Similarly, a compliance tool that plugs into corporate cloud email systems demands read-and-write access to all user mailboxes. Read access makes sense; write access does not. This was a design decision by the vendor, but that decision itself violates PoLP, and the solution should be re-architected.

This is a failure of cloud vendors to even consider the foundational security principle of least privilege. However, the owners of the cloud ecosystems are not able to determine whether the vendor is demanding excessive rights – we are trusting vendors themselves to say that these are requirements, and as we have seen, vendors often choose to demand more permissions than spend the time to create a secure architecture for their code, to begin with. 

It is not far-fetched to imagine a cloud worm that will take advantage of these excessive permissions, and the potential damage would be orders of magnitude worse than any previous security event.

The future is no brighter

Nowadays, everyone is talking about artificial intelligence (AI). And AI, like every new technology, brings its own set of unique challenges to the concept of least privilege. 

Cloud vendors are by now quite comfortable with separating databases for different clients, and there is far less concern about mistakes being made where one client could (accidentally or deliberately) read or write a competitor’s data in the same vendor cloud. But who is talking about protecting corporate data in an AI cloud?

By their nature, many AI systems are acquisitive and want to get as much data as possible (think exabytes) to add to their learning model and make better decisions. What controls exist for AI products that access private company data to keep that data confidential? In virtually all cases, AI would upload the corporate data into the vast AI database to help the customer make better decisions, but can others craft a query to fool the AI into sharing your company data with them? 

AI is now supporting add-ons and plugins as well, so we have increasingly complex systems that cannot be easily (or ever) debugged today – and their complexity is increasing exponentially. Traditional security methods that rely on data center and database-level controls will not work in this new world. 

Will we rely on AI to secure its own data – and can we trust that it can do that? These are all failures of least privilege today, and only a minority of AI solutions vendors are addressing these issues.

Ten recommendations to fix the least privilege conundrum 

We have laid out a lot of the problems. So what can be done? In the Harvard Business Review, Sabina Nawaz writes that it’s time to retire the saying, “Don’t bring me problems, bring me solutions.” But in deference to Ms. Nawaz, we laid out the problem, and here are some tactical and strategic solutions. 

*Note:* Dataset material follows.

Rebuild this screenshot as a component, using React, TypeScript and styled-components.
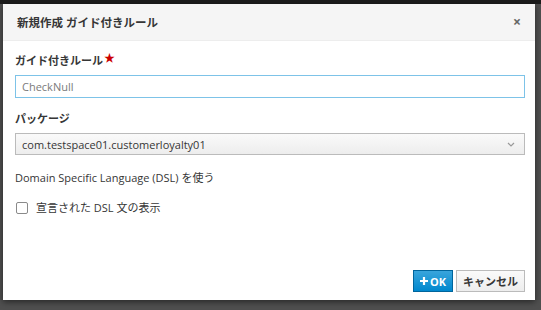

Customers must insist that their vendors, and those writing the underlying system code, take these problems seriously before a catastrophe occurs. Vendors who build secure systems today will be in a much better position when a disaster occurs. The vendors must be told clearly during the research phase that they will lose the sale if they lack basic PoLP and other security controls.

Similarly, if you already use third-party applications that violate least privilege, put in feature requests to the vendors asking for them to adhere to PoLP. 

Implement compensating controls. Don’t only filter incoming firewall traffic but also limit the outbound traffic from critical systems to only the essential targets they need to communicate with, typically the vendor site itself, for software updates. 

While least privilege is considered at the system level, it is also relevant to data. And you have to ensure that you have complete data discovery and classification of all of your confidential data. Knowing precisely what confidential data you have and its location is far from a trivial task. Having this understanding of where your data is makes the process of ensuring least privilege much easier.

Another essential, if imperfect, control is to increase logging on all layers of the technology stack that you can. Anomaly detection tools can help save time or detect unusual patterns. Especially monitor your tools that have access to all your internal networks.

It is essential to create standard, secure builds for your operating systems that eliminate unnecessary bloatware, plug-ins, and protocols. This reduces your attack surface by orders of magnitude.

This is such a no-brainer and so elementary that we debated including it. But you have to remove inactive user accounts. You can’t have least privilege if you have user accounts for users that are no longer with the organization. Attackers target inactive accounts as it gives them access under the guise of being a legitimate user. 

Role-based access control (RBAC) is paramount to ensure privileges are not escalated. And RBAC is supported by all the major cloud vendors and every operating system.

Review your company’s own software development policies and procedures and ensure that the code you develop adheres to the principle of least privilege.

Finally, user monitoring, specifically privileged accounts, is paramount. You need to understand what these users are doing and what systems and data they are accessing.

History tells us that least privilege problems are not seriously attacked until significant incidents pressure vendors to do what they should have done, to begin with. Most of us do not have the luxury of waiting for vendors to wake up. Assume, and plan for, the worst.

The history of information security also makes it eminently clear that data breaches and disasters are not a matter of if but when. And the best time to prepare for that inevitability is now.